What lines of the data hold the string "this"? Pull each one out.

· · ·

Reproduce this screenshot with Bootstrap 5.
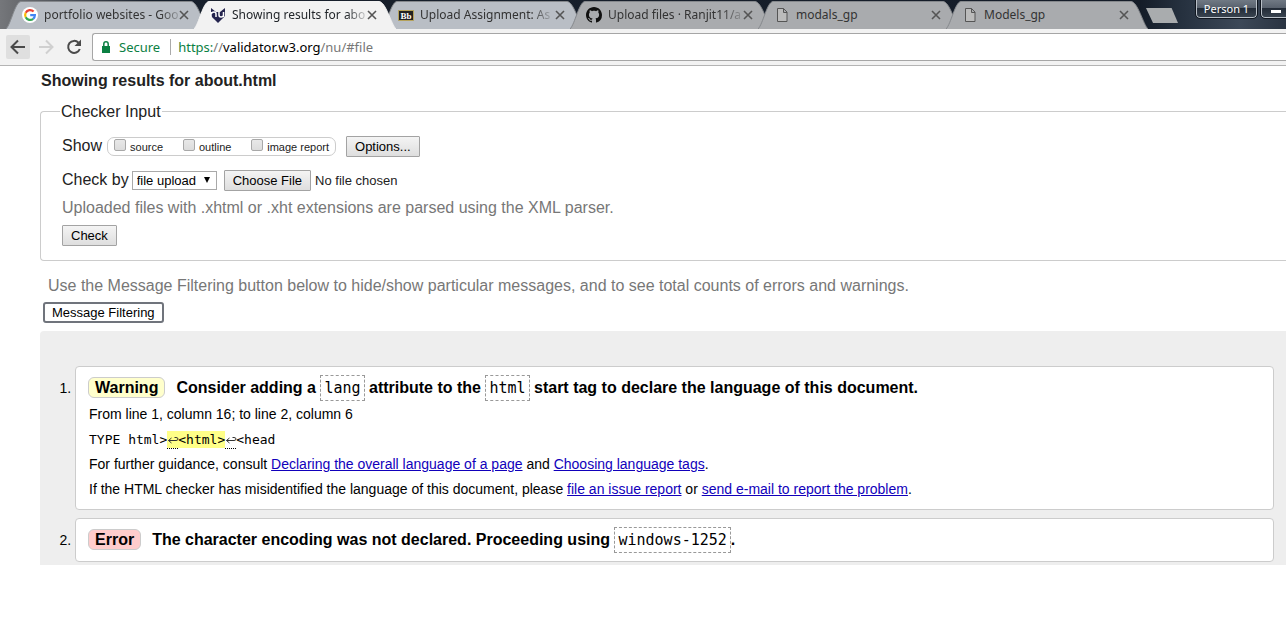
<!DOCTYPE html>
<html lang="en">
<head>
<meta charset="utf-8">
<meta name="viewport" content="width=device-width, initial-scale=1">
<title>Showing results for about.html</title>
<link href="https://cdn.jsdelivr.net/npm/bootstrap@5.3.0/dist/css/bootstrap.min.css" rel="stylesheet">
<style>
  body { font-family: "Liberation Sans", Arial, sans-serif; font-size: 16px; line-height: 24px; color: #222; background: #fff; overflow-x: hidden; }
  .chrome { font-family: "Noto Sans", "Open Sans", sans-serif; font-size: 12px; }

  /* tab strip */
  .tabstrip { height: 29px; padding: 1px 0 0 6px; background: linear-gradient(90deg, #75777b 0, #6d6f73 12px, #18202c 150px, #141c28 1140px, #25303e 1180px, #3c4858 1240px, #2a3442 100%); }
  .tab-item { width: 202px; height: 28px; margin-right: -14px; flex: none; padding: 0 19px 0 16px; position: relative; }
  .tab-shape { position: absolute; inset: 0; width: 100%; height: 100%; }
  .tab-shape path { fill: #a9abae; stroke: #85888c; }
  .tab-glass .tab-shape path { fill: #b9bec5; }
  .tab-active { z-index: 2; }
  .tab-active .tab-shape path { fill: #f2f2f2; stroke: #f2f2f2; }
  .tab-link { color: #333; text-decoration: none; white-space: nowrap; margin-left: 6px; line-height: 28px; position: relative; }
  .tab-fade { -webkit-mask-image: linear-gradient(90deg, #000 86%, rgba(0,0,0,.2)); mask-image: linear-gradient(90deg, #000 86%, rgba(0,0,0,.2)); }
  .tab-fav { width: 16px; height: 16px; flex: none; position: relative; }
  .tab-x { border: 0; background: none; padding: 0; width: 10px; height: 10px; margin-left: auto; line-height: 0; position: relative; flex: none; }
  .newtab { border: 0; background: #a9acae; width: 32px; height: 15px; margin: 7px 0 0 12px; padding: 0; clip-path: polygon(0 0, 80% 0, 100% 100%, 22% 100%); }
  .winbtn { height: 18px; border: 1px solid #b9c0c8; border-top: 0; border-radius: 0 0 4px 4px; outline: 1px solid #10161f; background: linear-gradient(#707984 0, #59626e 45%, #232c38 50%, #39434f 100%); color: #fff; line-height: 16px; font-size: 11px; padding: 0; margin-top: -1px; }
  .win-person { width: 61px; }
  .win-min { width: 25px; border-right: 0; border-bottom-right-radius: 0; }

  /* address bar */
  .toolbar { height: 37px; background: #f2f2f2; border-bottom: 1px solid #b4b4b4; padding: 4px 0 4px 6px; }
  .navbtn { border: 0; background: none; padding: 0; width: 24px; height: 24px; border-radius: 2px; line-height: 0; margin-right: 4px; }
  .navbtn.pressed { background: #dfdfdf; }
  .omnibox { border: 1px solid #a6a6a6; border-right: 0; border-radius: 3px 0 0 3px; background: #fff; height: 28px; font-size: 13px; margin-left: 2px; padding-left: 8px; color: #777; }
  .secure { color: #0b8043; }
  .omnibox .divider { width: 1px; height: 16px; background: #aaa; margin: 0 7px 0 10px; }

  /* validator page */
  .page { padding-left: 40px; }
  h1 { font-size: 16px; font-weight: 700; line-height: 20px; margin: 0; padding: 5px 0 9px 1px; }
  fieldset.checker { border: 1px solid #ccc; border-right: 0; border-radius: 4px 0 0 4px; padding: 12px 0 14px 21px; }
  fieldset.checker > legend { float: none; width: auto; font-size: 16px; line-height: 20px; margin: 0 0 0 -2px; padding: 2px 1px 0; }
  .opts { border: 1px solid #ccc; border-radius: 7px; height: 19px; font-size: 11px; line-height: 18px; width: 229px; padding: 0 6px; margin: 0 10px 0 5px; }
  .opts label { display: flex; align-items: center; padding-top: 1px; }
  .opts input { appearance: none; width: 12px; height: 12px; border: 1px solid #a8a8a8; border-radius: 2px; background: linear-gradient(#e8e8e8, #dcdcdc); margin: -4px 4px 0 0; }
  .plainbtn, .filepick::file-selector-button { border: 1px solid #a3a3a3; border-radius: 1px; background: linear-gradient(#f4f4f4, #dedede); color: #000; font-size: 13px; line-height: 17px; padding: 1px 8px; }
  .checkby { padding-top: 10px; }
  .filepick { font-size: 13px; line-height: 21px; height: 21px; width: 240px; margin-left: 7px; color: #222; }
  .filepick::file-selector-button { margin: 0 4px 0 0; height: 21px; }
  .picker { appearance: none; width: 85px; height: 19px; border: 1px solid #a9a9a9; border-radius: 0; font-size: 13px; line-height: 17px; padding: 0 4px; margin-left: 3px; color: #000;
    background: #fff url("data:image/svg+xml,%3Csvg xmlns='http://www.w3.org/2000/svg' width='8' height='8'%3E%3Cpath d='M1 1h6L4 7z'/%3E%3C/svg%3E") no-repeat right 5px center; }
  .hint { color: #777; margin: 0; }
  .checker .hint { padding: 4px 0 5px; }
  .filter-hint { padding: 13px 0 0 8px; }
  .filterbtn { border: 2px solid #70747c; border-radius: 3px; background: #fff; color: #000; font-size: 13px; line-height: 17px; padding: 0 7px; margin-left: 3px; }
  .results { background: #eee; border-radius: 4px 0 0 0; margin: 8px 0 0; padding: 35px 12px 3px 35px; font-size: 14px; line-height: 25px; color: #000; }
  .results > li { background: #fff; border: 1px solid #ccc; border-radius: 4px; padding: 6px 12px 7px; }
  .results > li + li { margin-top: 8px; }
  .results p { margin: 0; padding-left: 1px; }
  .results p.msg { font-size: 16px; font-weight: 700; line-height: 29px; padding: 0; }
  .tag { display: inline-block; border: 1px solid #ccc; border-radius: 6px; line-height: 19px; padding: 0 6px; margin-right: 11px; }
  .tag-warn { background: #ffc; }
  .tag-err { background: #fcc; }
  .msg code { font: 15px "DejaVu Sans Mono", monospace; color: #000; border: 1px dashed #999; padding: 3px; }
  .extract { font: 13px/25px "DejaVu Sans Mono", monospace; color: #000; }
  .extract b { font-weight: 400; background: #ff8; padding: 1px 0; }
  .nl { display: inline-block; width: 11px; height: 17px; line-height: 16px; border-bottom: 1px dotted #000; vertical-align: middle; }
  .nl svg { display: block; margin-top: 3px; }
  .results a { color: #1100bb; }
</style>
</head>
<body>
<header class="chrome">
  <nav class="tabstrip d-flex align-items-start" aria-label="Tabs">
    <div class="tab-item tab-glass d-flex align-items-center">
      <svg class="tab-shape" viewBox="0 0 202 28"><path d="M0 28 C5 23 9 1 15 .5H185C192 1 197 23 202 28"/></svg>
      <svg class="tab-fav" viewBox="0 0 16 16"><circle cx="8" cy="8" r="8" fill="#fff"/><g fill="none" stroke-width="2.2"><path d="M11.6 4.6A4.9 4.9 0 0 0 3.7 5.8" stroke="#ea4335"/><path d="M3.7 5.8A4.9 4.9 0 0 0 3.7 10.2" stroke="#fbbc05"/><path d="M3.7 10.2A4.9 4.9 0 0 0 11.2 11.8" stroke="#34a853"/><path d="M11.2 11.8A4.9 4.9 0 0 0 12.9 8.2H8.2" stroke="#4285f4"/></g></svg>
      <a class="tab-link tab-fade" href="#">portfolio websites - Goo</a>
      <button class="tab-x" aria-label="Close"><svg width="10" height="10" viewBox="0 0 10 10"><path d="M1 1l8 8M9 1l-8 8" stroke="#555" stroke-width="1.6"/></svg></button>
    </div>
    <div class="tab-item tab-active d-flex align-items-center">
      <svg class="tab-shape" viewBox="0 0 202 28"><path d="M0 28 C5 23 9 1 15 .5H185C192 1 197 23 202 28"/></svg>
      <svg class="tab-fav" viewBox="0 0 16 16"><path d="M1 1l5 4h4l5-4v8l-3 3-4 4-4-4-3-3z" fill="#24244e"/><path d="M1 10V5M1 7Q2 5 4 5Q6 5 6 7V10M9 5v3Q9 10 11 10Q13.500 10 13.500 8V5M13.500 8v2" fill="none" stroke="#fff" stroke-width="1.500"/></svg>
      <a class="tab-link tab-fade text-dark" href="#">Showing results for abo</a>
      <button class="tab-x" aria-label="Close"><svg width="10" height="10" viewBox="0 0 10 10"><path d="M1 1l8 8M9 1l-8 8" stroke="#555" stroke-width="1.6"/></svg></button>
    </div>
    <div class="tab-item tab-glass d-flex align-items-center">
      <svg class="tab-shape" viewBox="0 0 202 28"><path d="M0 28 C5 23 9 1 15 .5H185C192 1 197 23 202 28"/></svg>
      <svg class="tab-fav" viewBox="0 0 16 16"><path d="M.5 3.500h15v10H.5z" fill="#222" stroke="#b5a25c"/><text x="8" y="12" text-anchor="middle" font-family="Liberation Serif" font-weight="bold" font-size="9" fill="#fff">Bb</text></svg>
      <a class="tab-link tab-fade" href="#">Upload Assignment: As</a>
      <button class="tab-x" aria-label="Close"><svg width="10" height="10" viewBox="0 0 10 10"><path d="M1 1l8 8M9 1l-8 8" stroke="#555" stroke-width="1.6"/></svg></button>
    </div>
    <div class="tab-item d-flex align-items-center">
      <svg class="tab-shape" viewBox="0 0 202 28"><path d="M0 28 C5 23 9 1 15 .5H185C192 1 197 23 202 28"/></svg>
      <svg class="tab-fav" viewBox="0 0 16 16"><path fill="#111" d="M8 0C3.580 0 0 3.580 0 8c0 3.540 2.290 6.530 5.470 7.590.4.070.55-.17.55-.38 0-.19-.01-.82-.01-1.490-2.010.37-2.530-.49-2.690-.94-.09-.23-.48-.94-.82-1.130-.28-.15-.68-.52-.01-.53.63-.01 1.080.58 1.230.82.72 1.210 1.870.87 2.330.66.07-.52.28-.87.51-1.070-1.780-.2-3.640-.89-3.640-3.950 0-.87.31-1.590.82-2.150-.08-.2-.36-1.020.08-2.120 0 0 .67-.21 2.200.82.64-.18 1.320-.27 2-.27s1.360.09 2 .27c1.530-1.040 2.200-.82 2.200-.82.44 1.100.16 1.920.08 2.120.51.56.82 1.270.82 2.150 0 3.070-1.870 3.750-3.650 3.950.29.25.54.73.54 1.480 0 1.070-.01 1.930-.01 2.200 0 .21.15.46.55.38A8.01 8.01 0 0 0 16 8c0-4.420-3.580-8-8-8z"/></svg>
      <a class="tab-link tab-fade" href="#">Upload files · Ranjit11/a</a>
      <button class="tab-x" aria-label="Close"><svg width="10" height="10" viewBox="0 0 10 10"><path d="M1 1l8 8M9 1l-8 8" stroke="#555" stroke-width="1.6"/></svg></button>
    </div>
    <div class="tab-item d-flex align-items-center">
      <svg class="tab-shape" viewBox="0 0 202 28"><path d="M0 28 C5 23 9 1 15 .5H185C192 1 197 23 202 28"/></svg>
      <svg class="tab-fav" viewBox="0 0 16 16"><path d="M3.500 1.500h6l3.500 3.500v9.500h-9.500zM9.500 1.500v4H13" fill="#bbb" stroke="#555"/></svg>
      <a class="tab-link" href="#">modals_gp</a>
      <button class="tab-x" aria-label="Close"><svg width="10" height="10" viewBox="0 0 10 10"><path d="M1 1l8 8M9 1l-8 8" stroke="#555" stroke-width="1.6"/></svg></button>
    </div>
    <div class="tab-item d-flex align-items-center">
      <svg class="tab-shape" viewBox="0 0 202 28"><path d="M0 28 C5 23 9 1 15 .5H185C192 1 197 23 202 28"/></svg>
      <svg class="tab-fav" viewBox="0 0 16 16"><path d="M3.500 1.500h6l3.500 3.500v9.500h-9.500zM9.500 1.500v4H13" fill="#bbb" stroke="#555"/></svg>
      <a class="tab-link" href="#">Models_gp</a>
      <button class="tab-x" aria-label="Close"><svg width="10" height="10" viewBox="0 0 10 10"><path d="M1 1l8 8M9 1l-8 8" stroke="#555" stroke-width="1.6"/></svg></button>
    </div>
    <button class="newtab" aria-label="New tab"></button>
    <div class="ms-auto d-flex gap-1">
      <button class="winbtn win-person">Person 1</button>
      <button class="winbtn win-min" aria-label="Minimize"><svg width="12" height="6" viewBox="0 0 12 6" class="d-block ms-auto me-1 mt-1"><path d="M1 2h10v3H1z" fill="#fff"/></svg></button>
    </div>
  </nav>
  <div class="toolbar d-flex align-items-center">
    <button class="navbtn pressed" aria-label="Back"><svg width="24" height="24" viewBox="0 0 24 24"><path d="M19 12H6M12 5.500L5.500 12l6.500 6.500" fill="none" stroke="#4a4a4a" stroke-width="2"/></svg></button>
    <button class="navbtn" aria-label="Forward"><svg width="24" height="24" viewBox="0 0 24 24"><path d="M5 12h13M12 5.500l6.500 6.500-6.500 6.500" fill="none" stroke="#d0d0d0" stroke-width="2"/></svg></button>
    <button class="navbtn" aria-label="Reload"><svg width="24" height="24" viewBox="0 0 24 24"><path d="M16.500 7.700A6 6 0 1 0 17.800 14" fill="none" stroke="#4a4a4a" stroke-width="2"/><path d="M19 4.500V11h-6.500z" fill="#4a4a4a"/></svg></button>
    <div class="omnibox flex-grow-1 d-flex align-items-center">
      <svg width="10" height="12" viewBox="0 0 10 12"><path d="M1 5h8v7H1z" fill="#0b8043"/><path d="M2.800 5V3a2.200 2.200 0 0 1 4.400 0v2" fill="none" stroke="#0b8043" stroke-width="1.500"/></svg>
      <span class="secure ms-2">Secure</span><span class="divider"></span>
      <span><span class="secure">https:</span>//<span class="text-black">validator.w3.org</span>/nu/#file</span>
    </div>
  </div>
</header>

<main class="page">
  <h1>Showing results for about.html</h1>
  <form onsubmit="return false">
    <fieldset class="checker">
      <legend>Checker Input</legend>
      <div class="d-flex align-items-center">
        <span>Show</span>
        <div class="opts d-flex justify-content-between">
          <label><input type="checkbox">source</label>
          <label><input type="checkbox">outline</label>
          <label><input type="checkbox">image report</label>
        </div>
        <button type="button" class="plainbtn">Options...</button>
      </div>
      <div class="checkby d-flex align-items-center">
        <label for="by">Check by</label>
        <select id="by" class="picker"><option>file upload</option></select>
        <input type="file" class="filepick" aria-label="File to check">
      </div>
      <p class="hint">Uploaded files with .xhtml or .xht extensions are parsed using the XML parser.</p>
      <button type="submit" class="plainbtn d-block">Check</button>
    </fieldset>
  </form>
  <p class="hint filter-hint">Use the Message Filtering button below to hide/show particular messages, and to see total counts of errors and warnings.</p>
  <button type="button" class="filterbtn d-block mt-1">Message Filtering</button>
  <ol class="results">
    <li>
      <p class="msg"><span class="tag tag-warn">Warning</span>Consider adding a <code>lang</code> attribute to the <code>html</code> start tag to declare the language of this document.</p>
      <p>From line 1, column 16; to line 2, column 6</p>
      <p class="extract">TYPE html&gt;<b><span class="nl"><svg width="12" height="10" viewBox="0 0 12 10"><path d="M4.500 3L1.500 5.500l3 2.500M1.500 5.500H9q2 0 2-1.500T9 2.500H7.500" fill="none" stroke="#333"/></svg></span>&lt;html&gt;</b><span class="nl"><svg width="12" height="10" viewBox="0 0 12 10"><path d="M4.500 3L1.500 5.500l3 2.500M1.500 5.500H9q2 0 2-1.500T9 2.500H7.500" fill="none" stroke="#333"/></svg></span>&lt;head</p>
      <p>For further guidance, consult <a href="#">Declaring the overall language of a page</a> and <a href="#">Choosing language tags</a>.</p>
      <p>If the HTML checker has misidentified the language of this document, please <a href="#">file an issue report</a> or <a href="#">send e-mail to report the problem</a>.</p>
    </li>
    <li>
      <p class="msg"><span class="tag tag-err">Error</span>The character encoding was not declared. Proceeding using <code>windows-1252</code>.</p>
    </li>
  </ol>
</main>
<script src="https://cdn.jsdelivr.net/npm/bootstrap@5.3.0/dist/js/bootstrap.bundle.min.js"></script>
</body>
</html>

· · ·

-- Exercise answer --
Reproduce this screenshot with Bootstrap 5.
      <p class="msg"><span class="tag tag-warn">Warning</span>Consider adding a <code>lang</code> attribute to the <code>html</code> start tag to declare the language of this document.</p>
      <p>If the HTML checker has misidentified the language of this document, please <a href="#">file an issue report</a> or <a href="#">send e-mail to report the problem</a>.</p>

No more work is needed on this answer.